WHAT TO WORK ON - Say how many lines of the material below contain the word "styles", with no other words.

-- BEGIN DATASET CONTENT --

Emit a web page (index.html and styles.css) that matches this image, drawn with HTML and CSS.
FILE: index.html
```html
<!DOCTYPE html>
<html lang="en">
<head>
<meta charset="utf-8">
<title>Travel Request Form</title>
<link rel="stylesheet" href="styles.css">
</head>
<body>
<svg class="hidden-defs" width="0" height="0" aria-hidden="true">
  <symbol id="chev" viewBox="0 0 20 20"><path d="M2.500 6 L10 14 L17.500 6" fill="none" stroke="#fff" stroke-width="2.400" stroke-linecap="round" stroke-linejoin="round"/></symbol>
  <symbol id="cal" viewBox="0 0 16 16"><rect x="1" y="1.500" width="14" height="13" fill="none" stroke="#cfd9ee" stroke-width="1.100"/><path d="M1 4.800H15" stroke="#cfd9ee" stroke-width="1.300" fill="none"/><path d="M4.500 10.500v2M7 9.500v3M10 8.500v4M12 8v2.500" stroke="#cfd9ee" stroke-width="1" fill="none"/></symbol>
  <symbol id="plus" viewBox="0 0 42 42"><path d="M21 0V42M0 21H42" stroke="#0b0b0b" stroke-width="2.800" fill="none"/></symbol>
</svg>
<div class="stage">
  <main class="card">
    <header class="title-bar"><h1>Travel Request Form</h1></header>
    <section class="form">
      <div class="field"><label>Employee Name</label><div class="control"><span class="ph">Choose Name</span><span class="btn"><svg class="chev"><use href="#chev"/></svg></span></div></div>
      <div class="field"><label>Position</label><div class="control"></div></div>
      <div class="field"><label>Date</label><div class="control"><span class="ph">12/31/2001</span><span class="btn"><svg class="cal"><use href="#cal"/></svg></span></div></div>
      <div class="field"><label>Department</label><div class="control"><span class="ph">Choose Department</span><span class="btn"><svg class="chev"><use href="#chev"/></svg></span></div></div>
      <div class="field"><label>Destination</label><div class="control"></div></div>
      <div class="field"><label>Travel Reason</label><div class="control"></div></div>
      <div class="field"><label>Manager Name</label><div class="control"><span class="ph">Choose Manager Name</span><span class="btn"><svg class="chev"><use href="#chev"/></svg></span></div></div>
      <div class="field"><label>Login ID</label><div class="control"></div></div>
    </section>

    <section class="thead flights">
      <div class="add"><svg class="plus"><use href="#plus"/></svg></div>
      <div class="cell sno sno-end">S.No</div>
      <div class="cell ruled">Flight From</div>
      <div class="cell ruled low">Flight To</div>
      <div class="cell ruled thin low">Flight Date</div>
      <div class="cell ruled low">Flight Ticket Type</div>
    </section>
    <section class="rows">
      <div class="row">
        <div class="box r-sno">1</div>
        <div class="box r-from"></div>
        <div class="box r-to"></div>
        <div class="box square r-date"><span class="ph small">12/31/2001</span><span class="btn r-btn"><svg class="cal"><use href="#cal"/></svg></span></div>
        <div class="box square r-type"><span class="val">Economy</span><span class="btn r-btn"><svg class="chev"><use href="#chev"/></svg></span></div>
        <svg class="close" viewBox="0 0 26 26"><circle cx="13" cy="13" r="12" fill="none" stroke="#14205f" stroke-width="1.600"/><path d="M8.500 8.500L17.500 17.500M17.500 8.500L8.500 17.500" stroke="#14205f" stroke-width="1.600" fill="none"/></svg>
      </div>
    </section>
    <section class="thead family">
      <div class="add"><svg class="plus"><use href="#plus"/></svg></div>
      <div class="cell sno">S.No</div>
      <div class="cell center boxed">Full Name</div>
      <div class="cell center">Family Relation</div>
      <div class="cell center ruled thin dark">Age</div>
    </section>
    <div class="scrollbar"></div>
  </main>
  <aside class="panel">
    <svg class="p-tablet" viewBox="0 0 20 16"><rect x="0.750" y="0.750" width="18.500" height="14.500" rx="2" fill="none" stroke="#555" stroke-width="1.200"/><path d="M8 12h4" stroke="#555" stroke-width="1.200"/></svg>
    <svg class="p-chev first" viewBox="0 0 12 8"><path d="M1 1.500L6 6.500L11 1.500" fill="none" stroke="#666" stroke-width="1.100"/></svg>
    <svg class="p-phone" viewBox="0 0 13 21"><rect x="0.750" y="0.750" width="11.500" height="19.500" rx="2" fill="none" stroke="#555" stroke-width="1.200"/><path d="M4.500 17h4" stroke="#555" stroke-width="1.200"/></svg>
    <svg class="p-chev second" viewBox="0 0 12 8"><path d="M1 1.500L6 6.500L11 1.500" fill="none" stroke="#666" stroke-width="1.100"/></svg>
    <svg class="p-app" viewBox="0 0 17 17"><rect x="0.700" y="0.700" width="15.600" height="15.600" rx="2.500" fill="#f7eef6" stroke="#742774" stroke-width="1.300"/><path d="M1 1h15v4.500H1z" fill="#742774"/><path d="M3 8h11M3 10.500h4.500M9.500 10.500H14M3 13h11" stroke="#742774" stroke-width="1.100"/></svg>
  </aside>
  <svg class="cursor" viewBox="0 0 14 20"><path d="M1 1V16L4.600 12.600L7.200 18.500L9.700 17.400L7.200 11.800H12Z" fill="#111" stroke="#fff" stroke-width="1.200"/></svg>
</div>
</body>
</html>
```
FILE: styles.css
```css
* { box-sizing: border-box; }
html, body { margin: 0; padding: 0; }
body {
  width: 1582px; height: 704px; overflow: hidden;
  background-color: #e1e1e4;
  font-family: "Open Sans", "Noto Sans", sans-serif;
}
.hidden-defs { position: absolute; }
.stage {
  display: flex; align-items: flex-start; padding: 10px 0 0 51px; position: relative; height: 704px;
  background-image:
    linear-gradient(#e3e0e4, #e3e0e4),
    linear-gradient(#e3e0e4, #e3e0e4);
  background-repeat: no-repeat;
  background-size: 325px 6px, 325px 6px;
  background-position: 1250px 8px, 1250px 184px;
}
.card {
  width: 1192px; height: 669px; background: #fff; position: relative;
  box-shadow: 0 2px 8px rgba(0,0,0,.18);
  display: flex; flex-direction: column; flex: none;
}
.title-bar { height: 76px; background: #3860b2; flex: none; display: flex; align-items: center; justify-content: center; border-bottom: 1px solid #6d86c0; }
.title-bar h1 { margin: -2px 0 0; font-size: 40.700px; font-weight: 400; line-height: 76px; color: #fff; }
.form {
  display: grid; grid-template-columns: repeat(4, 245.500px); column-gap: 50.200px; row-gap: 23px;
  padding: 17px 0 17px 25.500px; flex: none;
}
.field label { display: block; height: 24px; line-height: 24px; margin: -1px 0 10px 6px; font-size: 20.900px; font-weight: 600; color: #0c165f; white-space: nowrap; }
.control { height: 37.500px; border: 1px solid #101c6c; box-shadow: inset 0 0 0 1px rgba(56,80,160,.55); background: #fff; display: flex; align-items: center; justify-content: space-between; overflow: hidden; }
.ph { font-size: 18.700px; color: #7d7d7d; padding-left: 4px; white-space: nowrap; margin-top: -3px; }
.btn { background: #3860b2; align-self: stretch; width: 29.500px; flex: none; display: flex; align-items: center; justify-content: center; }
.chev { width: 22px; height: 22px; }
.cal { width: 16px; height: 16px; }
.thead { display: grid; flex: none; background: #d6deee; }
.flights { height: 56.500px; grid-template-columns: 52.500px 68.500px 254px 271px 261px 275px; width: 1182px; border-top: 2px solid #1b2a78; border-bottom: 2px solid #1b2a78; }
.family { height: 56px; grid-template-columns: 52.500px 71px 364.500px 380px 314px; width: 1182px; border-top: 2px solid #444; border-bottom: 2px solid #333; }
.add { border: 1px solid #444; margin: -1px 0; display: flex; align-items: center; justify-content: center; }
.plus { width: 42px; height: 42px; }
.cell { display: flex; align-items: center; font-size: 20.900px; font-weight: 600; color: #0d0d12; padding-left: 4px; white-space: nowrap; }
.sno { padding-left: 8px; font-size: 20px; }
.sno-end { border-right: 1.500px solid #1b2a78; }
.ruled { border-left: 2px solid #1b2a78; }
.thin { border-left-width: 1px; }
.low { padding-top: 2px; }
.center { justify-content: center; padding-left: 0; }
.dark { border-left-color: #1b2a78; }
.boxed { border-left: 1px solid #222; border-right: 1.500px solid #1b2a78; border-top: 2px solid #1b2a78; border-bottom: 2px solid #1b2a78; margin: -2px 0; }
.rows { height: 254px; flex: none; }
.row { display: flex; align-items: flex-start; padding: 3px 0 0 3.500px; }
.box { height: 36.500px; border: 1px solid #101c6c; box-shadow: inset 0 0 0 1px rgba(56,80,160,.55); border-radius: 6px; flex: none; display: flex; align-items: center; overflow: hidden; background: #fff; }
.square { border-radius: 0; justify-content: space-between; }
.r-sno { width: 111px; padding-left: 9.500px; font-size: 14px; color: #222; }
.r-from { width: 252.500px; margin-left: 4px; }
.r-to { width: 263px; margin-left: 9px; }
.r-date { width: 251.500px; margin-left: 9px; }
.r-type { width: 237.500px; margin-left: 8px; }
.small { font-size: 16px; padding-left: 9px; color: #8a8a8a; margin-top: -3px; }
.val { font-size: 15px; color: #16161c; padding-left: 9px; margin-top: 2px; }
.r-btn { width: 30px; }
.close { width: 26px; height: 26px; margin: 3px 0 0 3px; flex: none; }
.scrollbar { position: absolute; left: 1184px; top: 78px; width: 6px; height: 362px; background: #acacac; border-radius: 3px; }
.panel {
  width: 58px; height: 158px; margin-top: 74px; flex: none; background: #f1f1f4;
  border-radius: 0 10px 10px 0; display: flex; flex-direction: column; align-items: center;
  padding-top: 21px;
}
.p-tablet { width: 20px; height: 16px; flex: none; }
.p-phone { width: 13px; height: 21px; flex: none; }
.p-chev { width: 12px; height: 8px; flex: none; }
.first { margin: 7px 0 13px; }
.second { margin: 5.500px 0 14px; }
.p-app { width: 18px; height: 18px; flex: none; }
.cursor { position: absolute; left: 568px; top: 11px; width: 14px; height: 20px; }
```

-- END DATASET CONTENT --

THE ANSWER - 3